During the Lockdown in January 2021, we provided opportunities for children to access reading books from school and we also launched our own St Mary’s Virtual Library to enable children to enjoy books while libraries were closed and school was not open to all children.
In Reception and KS1, we use the Oxford Reading Tree reading scheme. We use Accelerated Reader in Years 2 – 6, which is a computerised program that helps teachers to assess their pupils’ reading comprehension and helps pupils to select books based on their reading level. The children really enjoy completing a quiz once they have finished their book.
All KS2 classes have an annual Shakespeare text focus in the Autumn term. The children have an opportunity to participate in a theatre workshop at school which supports their comprehension and vocabulary development of Shakespearean language before they begin their unit of work.
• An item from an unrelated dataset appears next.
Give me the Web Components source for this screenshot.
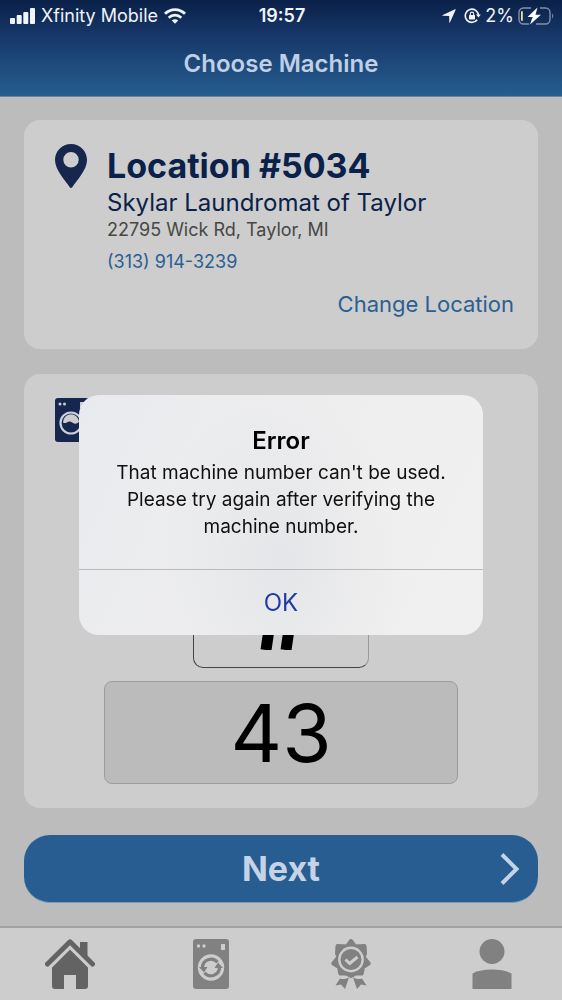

By the time the children leave St. Mary’s, they will have studied 4 Shakespearean texts, participated in 4 workshops led by the Young Shakespeare Company and seen 4 live theatre productions of the plays at the Wyllyotts Theatre in Potters Bar.
For more information about our approach to reading, please see our Reading Policy 2021
For information about the reading knowledge and skills taught within each Year group, please see this document:
Reading Results: By the end of 2018/19, pupils in KS1 attained in the top 15% and pupils in KS2 in the top 11% when compared to all schools nationally for the expected standard in Reading.